** Given problem **
Return each line of the listing below, unchanged, and omit the images.

***

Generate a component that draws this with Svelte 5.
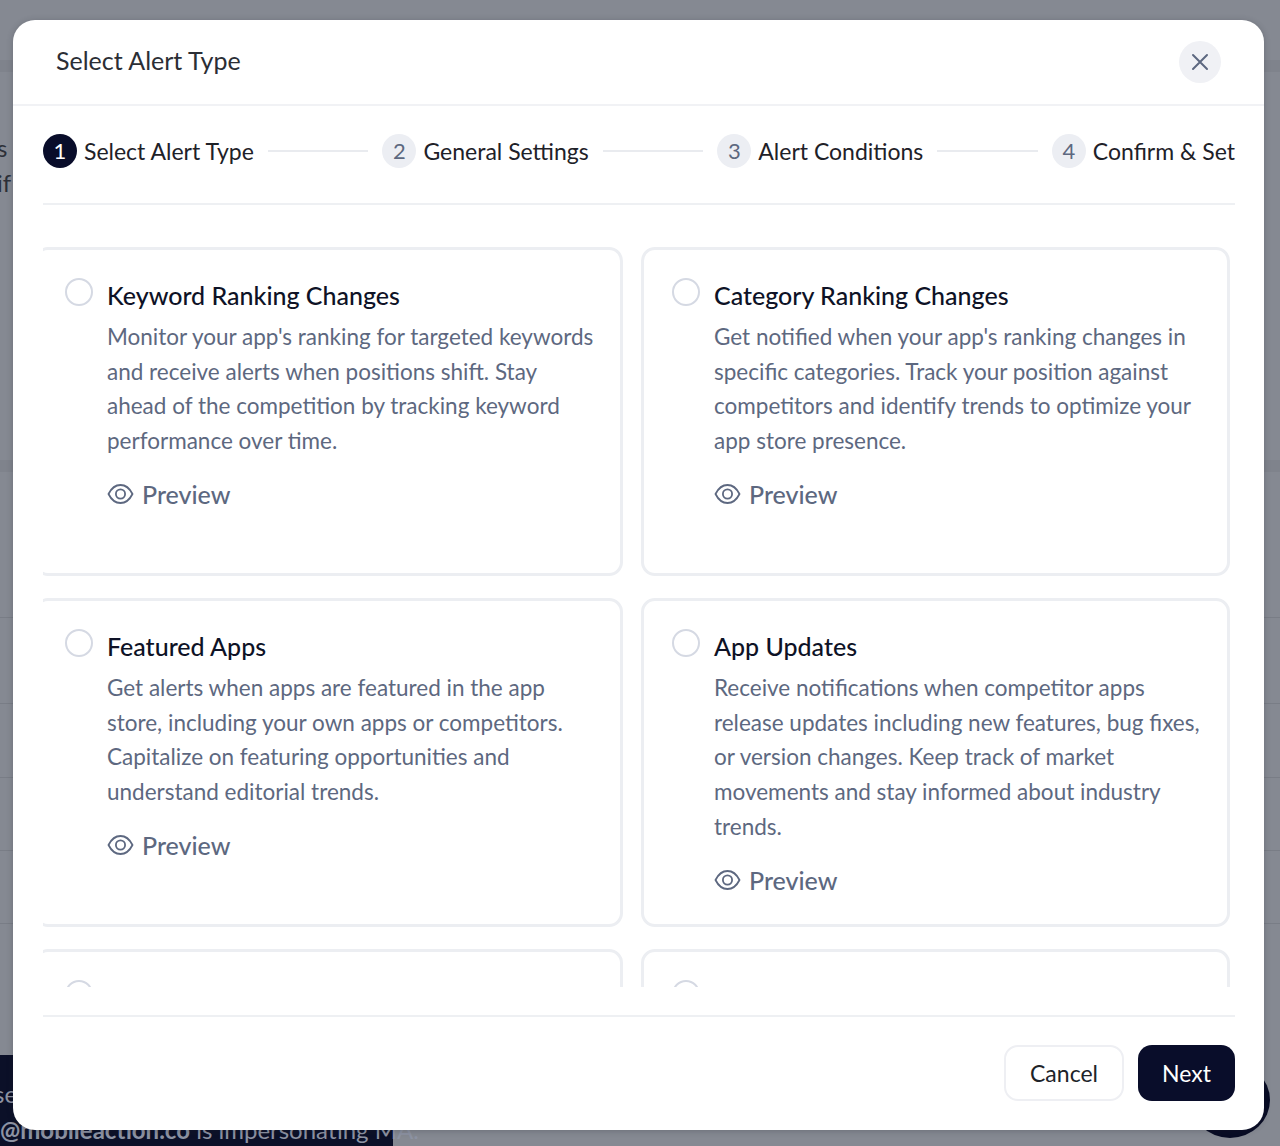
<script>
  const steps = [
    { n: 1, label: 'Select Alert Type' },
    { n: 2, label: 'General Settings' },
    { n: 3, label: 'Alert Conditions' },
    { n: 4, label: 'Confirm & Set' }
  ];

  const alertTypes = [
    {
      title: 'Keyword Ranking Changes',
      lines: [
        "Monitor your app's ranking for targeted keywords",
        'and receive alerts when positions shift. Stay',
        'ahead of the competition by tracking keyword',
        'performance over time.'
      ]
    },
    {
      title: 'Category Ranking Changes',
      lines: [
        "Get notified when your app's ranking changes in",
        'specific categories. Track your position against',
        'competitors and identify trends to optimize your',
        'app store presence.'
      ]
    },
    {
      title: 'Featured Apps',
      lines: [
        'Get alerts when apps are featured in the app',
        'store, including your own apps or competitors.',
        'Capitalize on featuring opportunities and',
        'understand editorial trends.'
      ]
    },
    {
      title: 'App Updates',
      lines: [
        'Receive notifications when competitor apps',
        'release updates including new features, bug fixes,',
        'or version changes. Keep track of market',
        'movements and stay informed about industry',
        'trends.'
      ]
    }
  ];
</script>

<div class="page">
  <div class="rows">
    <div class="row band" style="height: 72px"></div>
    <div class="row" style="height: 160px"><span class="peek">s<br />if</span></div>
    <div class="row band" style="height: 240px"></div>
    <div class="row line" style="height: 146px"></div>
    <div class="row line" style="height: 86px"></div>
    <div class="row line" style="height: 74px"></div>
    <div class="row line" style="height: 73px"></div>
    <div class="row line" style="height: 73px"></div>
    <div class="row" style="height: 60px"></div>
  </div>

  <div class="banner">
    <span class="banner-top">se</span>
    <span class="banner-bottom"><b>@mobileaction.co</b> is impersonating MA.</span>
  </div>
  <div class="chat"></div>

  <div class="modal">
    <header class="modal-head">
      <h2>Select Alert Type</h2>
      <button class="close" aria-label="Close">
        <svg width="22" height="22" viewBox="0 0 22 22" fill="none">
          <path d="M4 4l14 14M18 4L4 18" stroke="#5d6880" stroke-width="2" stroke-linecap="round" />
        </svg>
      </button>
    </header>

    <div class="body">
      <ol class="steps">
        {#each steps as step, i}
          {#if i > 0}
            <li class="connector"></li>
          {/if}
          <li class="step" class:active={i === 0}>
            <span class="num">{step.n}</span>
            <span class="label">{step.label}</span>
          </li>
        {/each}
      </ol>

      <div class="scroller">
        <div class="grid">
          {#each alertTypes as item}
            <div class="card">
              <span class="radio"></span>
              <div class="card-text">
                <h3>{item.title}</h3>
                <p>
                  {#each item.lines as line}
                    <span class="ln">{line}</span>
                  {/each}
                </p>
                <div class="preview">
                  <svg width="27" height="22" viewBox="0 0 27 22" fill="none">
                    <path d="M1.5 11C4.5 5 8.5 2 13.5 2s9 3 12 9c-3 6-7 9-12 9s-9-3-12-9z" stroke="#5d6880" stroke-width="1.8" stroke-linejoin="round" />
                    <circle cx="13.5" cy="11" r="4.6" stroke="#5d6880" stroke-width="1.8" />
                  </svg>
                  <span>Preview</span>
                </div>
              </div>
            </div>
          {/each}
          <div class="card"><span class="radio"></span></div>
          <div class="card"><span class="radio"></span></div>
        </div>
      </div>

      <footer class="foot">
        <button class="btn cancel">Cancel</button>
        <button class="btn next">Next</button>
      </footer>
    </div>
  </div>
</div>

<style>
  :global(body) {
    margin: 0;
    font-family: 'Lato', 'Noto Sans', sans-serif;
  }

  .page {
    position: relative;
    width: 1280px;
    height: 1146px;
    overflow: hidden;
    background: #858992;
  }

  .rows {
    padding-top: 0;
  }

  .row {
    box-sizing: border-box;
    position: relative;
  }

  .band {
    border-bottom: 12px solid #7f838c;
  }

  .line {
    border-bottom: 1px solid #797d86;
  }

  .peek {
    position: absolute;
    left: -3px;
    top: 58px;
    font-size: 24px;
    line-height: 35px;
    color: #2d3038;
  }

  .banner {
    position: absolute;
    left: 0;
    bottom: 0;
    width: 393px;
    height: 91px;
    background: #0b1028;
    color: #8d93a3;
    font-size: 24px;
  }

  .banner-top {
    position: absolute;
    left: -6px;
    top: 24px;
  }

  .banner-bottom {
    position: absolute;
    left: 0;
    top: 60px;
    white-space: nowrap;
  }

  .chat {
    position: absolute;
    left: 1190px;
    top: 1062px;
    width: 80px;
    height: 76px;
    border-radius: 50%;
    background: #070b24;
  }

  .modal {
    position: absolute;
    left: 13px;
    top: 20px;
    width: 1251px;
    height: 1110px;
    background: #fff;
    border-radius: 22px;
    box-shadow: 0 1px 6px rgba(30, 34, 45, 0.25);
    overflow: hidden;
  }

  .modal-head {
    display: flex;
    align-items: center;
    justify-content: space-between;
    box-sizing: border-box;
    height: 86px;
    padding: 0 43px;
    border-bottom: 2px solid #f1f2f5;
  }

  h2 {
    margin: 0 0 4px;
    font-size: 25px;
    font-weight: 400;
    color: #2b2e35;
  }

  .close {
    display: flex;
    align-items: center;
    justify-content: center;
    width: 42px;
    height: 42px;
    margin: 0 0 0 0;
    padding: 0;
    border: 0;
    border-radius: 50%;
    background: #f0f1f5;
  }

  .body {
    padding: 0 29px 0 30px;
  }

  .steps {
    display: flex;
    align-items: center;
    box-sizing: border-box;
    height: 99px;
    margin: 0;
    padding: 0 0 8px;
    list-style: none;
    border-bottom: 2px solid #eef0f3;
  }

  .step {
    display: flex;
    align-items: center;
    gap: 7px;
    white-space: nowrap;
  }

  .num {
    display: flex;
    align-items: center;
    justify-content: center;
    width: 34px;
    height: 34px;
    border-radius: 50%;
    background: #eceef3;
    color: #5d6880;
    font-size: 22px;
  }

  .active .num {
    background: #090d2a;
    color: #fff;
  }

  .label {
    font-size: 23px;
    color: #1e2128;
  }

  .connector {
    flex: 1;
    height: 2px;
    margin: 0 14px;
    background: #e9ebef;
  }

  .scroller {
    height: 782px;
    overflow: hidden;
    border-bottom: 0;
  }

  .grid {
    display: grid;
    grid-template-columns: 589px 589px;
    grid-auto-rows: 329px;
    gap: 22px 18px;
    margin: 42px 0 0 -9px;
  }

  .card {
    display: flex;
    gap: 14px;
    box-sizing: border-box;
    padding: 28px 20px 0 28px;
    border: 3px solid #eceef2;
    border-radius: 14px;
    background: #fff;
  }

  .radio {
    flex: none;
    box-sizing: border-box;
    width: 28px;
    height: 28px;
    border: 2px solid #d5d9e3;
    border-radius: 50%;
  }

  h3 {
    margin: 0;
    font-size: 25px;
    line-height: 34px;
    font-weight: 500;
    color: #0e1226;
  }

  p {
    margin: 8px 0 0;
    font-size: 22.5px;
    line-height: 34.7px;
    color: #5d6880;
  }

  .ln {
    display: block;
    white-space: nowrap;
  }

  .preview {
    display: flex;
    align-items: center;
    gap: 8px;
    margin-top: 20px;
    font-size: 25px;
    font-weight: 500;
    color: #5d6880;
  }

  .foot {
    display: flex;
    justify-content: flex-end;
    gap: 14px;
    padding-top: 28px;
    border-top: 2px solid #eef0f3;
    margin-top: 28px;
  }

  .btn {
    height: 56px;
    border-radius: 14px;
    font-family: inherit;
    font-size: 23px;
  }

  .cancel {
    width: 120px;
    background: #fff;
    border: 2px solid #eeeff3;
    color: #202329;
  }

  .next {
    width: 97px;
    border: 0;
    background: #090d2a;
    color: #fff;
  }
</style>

***

** Full response **
Generate a component that draws this with Svelte 5.
<script>
  const steps = [
    { n: 1, label: 'Select Alert Type' },
    { n: 2, label: 'General Settings' },
    { n: 3, label: 'Alert Conditions' },
    { n: 4, label: 'Confirm & Set' }
  ];

  const alertTypes = [
    {
      title: 'Keyword Ranking Changes',
      lines: [
        "Monitor your app's ranking for targeted keywords",
        'and receive alerts when positions shift. Stay',
        'ahead of the competition by tracking keyword',
        'performance over time.'
      ]
    },
    {
      title: 'Category Ranking Changes',
      lines: [
        "Get notified when your app's ranking changes in",
        'specific categories. Track your position against',
        'competitors and identify trends to optimize your',
        'app store presence.'
      ]
    },
    {
      title: 'Featured Apps',
      lines: [
        'Get alerts when apps are featured in the app',
        'store, including your own apps or competitors.',
        'Capitalize on featuring opportunities and',
        'understand editorial trends.'
      ]
    },
    {
      title: 'App Updates',
      lines: [
        'Receive notifications when competitor apps',
        'release updates including new features, bug fixes,',
        'or version changes. Keep track of market',
        'movements and stay informed about industry',
        'trends.'
      ]
    }
  ];
</script>

<div class="page">
  <div class="rows">
    <div class="row band" style="height: 72px"></div>
    <div class="row" style="height: 160px"><span class="peek">s<br />if</span></div>
    <div class="row band" style="height: 240px"></div>
    <div class="row line" style="height: 146px"></div>
    <div class="row line" style="height: 86px"></div>
    <div class="row line" style="height: 74px"></div>
    <div class="row line" style="height: 73px"></div>
    <div class="row line" style="height: 73px"></div>
    <div class="row" style="height: 60px"></div>
  </div>

  <div class="banner">
    <span class="banner-top">se</span>
    <span class="banner-bottom"><b>@mobileaction.co</b> is impersonating MA.</span>
  </div>
  <div class="chat"></div>

  <div class="modal">
    <header class="modal-head">
      <h2>Select Alert Type</h2>
      <button class="close" aria-label="Close">
        <svg width="22" height="22" viewBox="0 0 22 22" fill="none">
          <path d="M4 4l14 14M18 4L4 18" stroke="#5d6880" stroke-width="2" stroke-linecap="round" />
        </svg>
      </button>
    </header>

    <div class="body">
      <ol class="steps">
        {#each steps as step, i}
          {#if i > 0}
            <li class="connector"></li>
          {/if}
          <li class="step" class:active={i === 0}>
            <span class="num">{step.n}</span>
            <span class="label">{step.label}</span>
          </li>
        {/each}
      </ol>

      <div class="scroller">
        <div class="grid">
          {#each alertTypes as item}
            <div class="card">
              <span class="radio"></span>
              <div class="card-text">
                <h3>{item.title}</h3>
                <p>
                  {#each item.lines as line}
                    <span class="ln">{line}</span>
                  {/each}
                </p>
                <div class="preview">
                  <svg width="27" height="22" viewBox="0 0 27 22" fill="none">
                    <path d="M1.5 11C4.5 5 8.5 2 13.5 2s9 3 12 9c-3 6-7 9-12 9s-9-3-12-9z" stroke="#5d6880" stroke-width="1.8" stroke-linejoin="round" />
                    <circle cx="13.5" cy="11" r="4.6" stroke="#5d6880" stroke-width="1.8" />
                  </svg>
                  <span>Preview</span>
                </div>
              </div>
            </div>
          {/each}
          <div class="card"><span class="radio"></span></div>
          <div class="card"><span class="radio"></span></div>
        </div>
      </div>

      <footer class="foot">
        <button class="btn cancel">Cancel</button>
        <button class="btn next">Next</button>
      </footer>
    </div>
  </div>
</div>

<style>
  :global(body) {
    margin: 0;
    font-family: 'Lato', 'Noto Sans', sans-serif;
  }

  .page {
    position: relative;
    width: 1280px;
    height: 1146px;
    overflow: hidden;
    background: #858992;
  }

  .rows {
    padding-top: 0;
  }

  .row {
    box-sizing: border-box;
    position: relative;
  }

  .band {
    border-bottom: 12px solid #7f838c;
  }

  .line {
    border-bottom: 1px solid #797d86;
  }

  .peek {
    position: absolute;
    left: -3px;
    top: 58px;
    font-size: 24px;
    line-height: 35px;
    color: #2d3038;
  }

  .banner {
    position: absolute;
    left: 0;
    bottom: 0;
    width: 393px;
    height: 91px;
    background: #0b1028;
    color: #8d93a3;
    font-size: 24px;
  }

  .banner-top {
    position: absolute;
    left: -6px;
    top: 24px;
  }

  .banner-bottom {
    position: absolute;
    left: 0;
    top: 60px;
    white-space: nowrap;
  }

  .chat {
    position: absolute;
    left: 1190px;
    top: 1062px;
    width: 80px;
    height: 76px;
    border-radius: 50%;
    background: #070b24;
  }

  .modal {
    position: absolute;
    left: 13px;
    top: 20px;
    width: 1251px;
    height: 1110px;
    background: #fff;
    border-radius: 22px;
    box-shadow: 0 1px 6px rgba(30, 34, 45, 0.25);
    overflow: hidden;
  }

  .modal-head {
    display: flex;
    align-items: center;
    justify-content: space-between;
    box-sizing: border-box;
    height: 86px;
    padding: 0 43px;
    border-bottom: 2px solid #f1f2f5;
  }

  h2 {
    margin: 0 0 4px;
    font-size: 25px;
    font-weight: 400;
    color: #2b2e35;
  }

  .close {
    display: flex;
    align-items: center;
    justify-content: center;
    width: 42px;
    height: 42px;
    margin: 0 0 0 0;
    padding: 0;
    border: 0;
    border-radius: 50%;
    background: #f0f1f5;
  }

  .body {
    padding: 0 29px 0 30px;
  }

  .steps {
    display: flex;
    align-items: center;
    box-sizing: border-box;
    height: 99px;
    margin: 0;
    padding: 0 0 8px;
    list-style: none;
    border-bottom: 2px solid #eef0f3;
  }

  .step {
    display: flex;
    align-items: center;
    gap: 7px;
    white-space: nowrap;
  }

  .num {
    display: flex;
    align-items: center;
    justify-content: center;
    width: 34px;
    height: 34px;
    border-radius: 50%;
    background: #eceef3;
    color: #5d6880;
    font-size: 22px;
  }

  .active .num {
    background: #090d2a;
    color: #fff;
  }

  .label {
    font-size: 23px;
    color: #1e2128;
  }

  .connector {
    flex: 1;
    height: 2px;
    margin: 0 14px;
    background: #e9ebef;
  }

  .scroller {
    height: 782px;
    overflow: hidden;
    border-bottom: 0;
  }

  .grid {
    display: grid;
    grid-template-columns: 589px 589px;
    grid-auto-rows: 329px;
    gap: 22px 18px;
    margin: 42px 0 0 -9px;
  }

  .card {
    display: flex;
    gap: 14px;
    box-sizing: border-box;
    padding: 28px 20px 0 28px;
    border: 3px solid #eceef2;
    border-radius: 14px;
    background: #fff;
  }

  .radio {
    flex: none;
    box-sizing: border-box;
    width: 28px;
    height: 28px;
    border: 2px solid #d5d9e3;
    border-radius: 50%;
  }

  h3 {
    margin: 0;
    font-size: 25px;
    line-height: 34px;
    font-weight: 500;
    color: #0e1226;
  }

  p {
    margin: 8px 0 0;
    font-size: 22.5px;
    line-height: 34.7px;
    color: #5d6880;
  }

  .ln {
    display: block;
    white-space: nowrap;
  }

  .preview {
    display: flex;
    align-items: center;
    gap: 8px;
    margin-top: 20px;
    font-size: 25px;
    font-weight: 500;
    color: #5d6880;
  }

  .foot {
    display: flex;
    justify-content: flex-end;
    gap: 14px;
    padding-top: 28px;
    border-top: 2px solid #eef0f3;
    margin-top: 28px;
  }

  .btn {
    height: 56px;
    border-radius: 14px;
    font-family: inherit;
    font-size: 23px;
  }

  .cancel {
    width: 120px;
    background: #fff;
    border: 2px solid #eeeff3;
    color: #202329;
  }

  .next {
    width: 97px;
    border: 0;
    background: #090d2a;
    color: #fff;
  }
</style>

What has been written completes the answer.